DATA EXTRACT:
################
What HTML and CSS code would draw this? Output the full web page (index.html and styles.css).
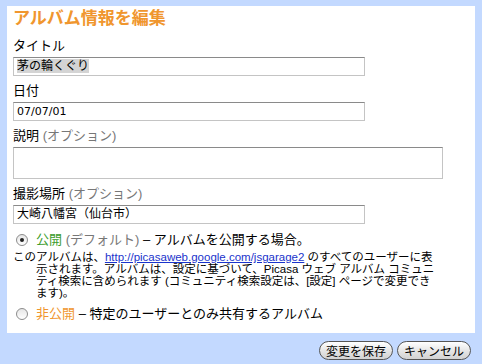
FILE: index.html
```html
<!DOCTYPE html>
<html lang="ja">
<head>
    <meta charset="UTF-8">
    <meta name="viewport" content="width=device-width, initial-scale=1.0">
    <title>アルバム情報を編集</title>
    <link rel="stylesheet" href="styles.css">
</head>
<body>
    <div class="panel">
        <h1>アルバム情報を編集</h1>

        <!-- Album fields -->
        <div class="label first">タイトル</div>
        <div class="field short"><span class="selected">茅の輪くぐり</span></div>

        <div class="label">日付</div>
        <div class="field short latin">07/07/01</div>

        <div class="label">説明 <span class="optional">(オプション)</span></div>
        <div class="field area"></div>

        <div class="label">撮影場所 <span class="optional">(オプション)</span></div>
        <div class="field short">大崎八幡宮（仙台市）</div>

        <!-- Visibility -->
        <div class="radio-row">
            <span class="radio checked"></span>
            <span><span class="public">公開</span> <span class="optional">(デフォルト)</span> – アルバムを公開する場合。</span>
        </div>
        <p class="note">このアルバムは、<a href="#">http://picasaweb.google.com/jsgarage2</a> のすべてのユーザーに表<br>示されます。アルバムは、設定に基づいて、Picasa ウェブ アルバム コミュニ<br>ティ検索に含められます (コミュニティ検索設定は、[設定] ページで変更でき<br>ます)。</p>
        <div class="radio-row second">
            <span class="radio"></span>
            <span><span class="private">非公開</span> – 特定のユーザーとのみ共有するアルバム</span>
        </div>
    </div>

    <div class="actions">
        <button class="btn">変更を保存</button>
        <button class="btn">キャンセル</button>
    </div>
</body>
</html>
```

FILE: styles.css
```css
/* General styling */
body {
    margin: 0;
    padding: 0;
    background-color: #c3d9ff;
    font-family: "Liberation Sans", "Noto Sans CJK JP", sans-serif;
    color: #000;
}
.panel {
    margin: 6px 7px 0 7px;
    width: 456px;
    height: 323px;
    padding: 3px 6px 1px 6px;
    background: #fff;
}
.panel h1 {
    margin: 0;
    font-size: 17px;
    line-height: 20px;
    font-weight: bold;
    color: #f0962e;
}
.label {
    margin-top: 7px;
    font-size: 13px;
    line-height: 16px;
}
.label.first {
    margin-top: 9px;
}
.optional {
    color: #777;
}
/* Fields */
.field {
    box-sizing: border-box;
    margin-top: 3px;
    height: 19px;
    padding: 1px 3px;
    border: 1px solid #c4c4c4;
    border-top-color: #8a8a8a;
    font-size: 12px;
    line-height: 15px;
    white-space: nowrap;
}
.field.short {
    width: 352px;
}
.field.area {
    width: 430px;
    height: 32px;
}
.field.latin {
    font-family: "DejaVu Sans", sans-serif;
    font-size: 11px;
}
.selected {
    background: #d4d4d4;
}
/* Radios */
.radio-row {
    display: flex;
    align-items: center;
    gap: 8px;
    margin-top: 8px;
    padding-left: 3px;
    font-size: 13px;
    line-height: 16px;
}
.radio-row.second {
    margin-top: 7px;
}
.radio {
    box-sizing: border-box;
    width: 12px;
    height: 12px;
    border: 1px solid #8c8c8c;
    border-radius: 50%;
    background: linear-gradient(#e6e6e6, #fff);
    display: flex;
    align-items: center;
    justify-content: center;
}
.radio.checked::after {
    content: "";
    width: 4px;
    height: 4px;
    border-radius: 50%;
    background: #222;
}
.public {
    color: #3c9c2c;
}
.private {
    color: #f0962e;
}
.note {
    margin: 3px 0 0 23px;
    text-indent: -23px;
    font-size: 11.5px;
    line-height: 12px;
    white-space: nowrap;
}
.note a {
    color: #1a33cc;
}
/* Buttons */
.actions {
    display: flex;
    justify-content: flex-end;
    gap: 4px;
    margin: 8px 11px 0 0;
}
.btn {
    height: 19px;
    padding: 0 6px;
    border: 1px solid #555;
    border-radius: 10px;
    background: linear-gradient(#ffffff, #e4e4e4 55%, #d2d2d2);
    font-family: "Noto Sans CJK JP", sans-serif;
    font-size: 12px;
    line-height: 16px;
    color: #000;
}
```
################
Write out the full listing verbatim, excluding its pictures.

What HTML and CSS code would draw this? Output the full web page (index.html and styles.css).
FILE: index.html
```html
<!DOCTYPE html>
<html lang="ja">
<head>
    <meta charset="UTF-8">
    <meta name="viewport" content="width=device-width, initial-scale=1.0">
    <title>アルバム情報を編集</title>
    <link rel="stylesheet" href="styles.css">
</head>
<body>
    <div class="panel">
        <h1>アルバム情報を編集</h1>

        <!-- Album fields -->
        <div class="label first">タイトル</div>
        <div class="field short"><span class="selected">茅の輪くぐり</span></div>

        <div class="label">日付</div>
        <div class="field short latin">07/07/01</div>

        <div class="label">説明 <span class="optional">(オプション)</span></div>
        <div class="field area"></div>

        <div class="label">撮影場所 <span class="optional">(オプション)</span></div>
        <div class="field short">大崎八幡宮（仙台市）</div>

        <!-- Visibility -->
        <div class="radio-row">
            <span class="radio checked"></span>
            <span><span class="public">公開</span> <span class="optional">(デフォルト)</span> – アルバムを公開する場合。</span>
        </div>
        <p class="note">このアルバムは、<a href="#">http://picasaweb.google.com/jsgarage2</a> のすべてのユーザーに表<br>示されます。アルバムは、設定に基づいて、Picasa ウェブ アルバム コミュニ<br>ティ検索に含められます (コミュニティ検索設定は、[設定] ページで変更でき<br>ます)。</p>
        <div class="radio-row second">
            <span class="radio"></span>
            <span><span class="private">非公開</span> – 特定のユーザーとのみ共有するアルバム</span>
        </div>
    </div>

    <div class="actions">
        <button class="btn">変更を保存</button>
        <button class="btn">キャンセル</button>
    </div>
</body>
</html>
```

FILE: styles.css
```css
/* General styling */
body {
    margin: 0;
    padding: 0;
    background-color: #c3d9ff;
    font-family: "Liberation Sans", "Noto Sans CJK JP", sans-serif;
    color: #000;
}
.panel {
    margin: 6px 7px 0 7px;
    width: 456px;
    height: 323px;
    padding: 3px 6px 1px 6px;
    background: #fff;
}
.panel h1 {
    margin: 0;
    font-size: 17px;
    line-height: 20px;
    font-weight: bold;
    color: #f0962e;
}
.label {
    margin-top: 7px;
    font-size: 13px;
    line-height: 16px;
}
.label.first {
    margin-top: 9px;
}
.optional {
    color: #777;
}
/* Fields */
.field {
    box-sizing: border-box;
    margin-top: 3px;
    height: 19px;
    padding: 1px 3px;
    border: 1px solid #c4c4c4;
    border-top-color: #8a8a8a;
    font-size: 12px;
    line-height: 15px;
    white-space: nowrap;
}
.field.short {
    width: 352px;
}
.field.area {
    width: 430px;
    height: 32px;
}
.field.latin {
    font-family: "DejaVu Sans", sans-serif;
    font-size: 11px;
}
.selected {
    background: #d4d4d4;
}
/* Radios */
.radio-row {
    display: flex;
    align-items: center;
    gap: 8px;
    margin-top: 8px;
    padding-left: 3px;
    font-size: 13px;
    line-height: 16px;
}
.radio-row.second {
    margin-top: 7px;
}
.radio {
    box-sizing: border-box;
    width: 12px;
    height: 12px;
    border: 1px solid #8c8c8c;
    border-radius: 50%;
    background: linear-gradient(#e6e6e6, #fff);
    display: flex;
    align-items: center;
    justify-content: center;
}
.radio.checked::after {
    content: "";
    width: 4px;
    height: 4px;
    border-radius: 50%;
    background: #222;
}
.public {
    color: #3c9c2c;
}
.private {
    color: #f0962e;
}
.note {
    margin: 3px 0 0 23px;
    text-indent: -23px;
    font-size: 11.5px;
    line-height: 12px;
    white-space: nowrap;
}
.note a {
    color: #1a33cc;
}
/* Buttons */
.actions {
    display: flex;
    justify-content: flex-end;
    gap: 4px;
    margin: 8px 11px 0 0;
}
.btn {
    height: 19px;
    padding: 0 6px;
    border: 1px solid #555;
    border-radius: 10px;
    background: linear-gradient(#ffffff, #e4e4e4 55%, #d2d2d2);
    font-family: "Noto Sans CJK JP", sans-serif;
    font-size: 12px;
    line-height: 16px;
    color: #000;
}
```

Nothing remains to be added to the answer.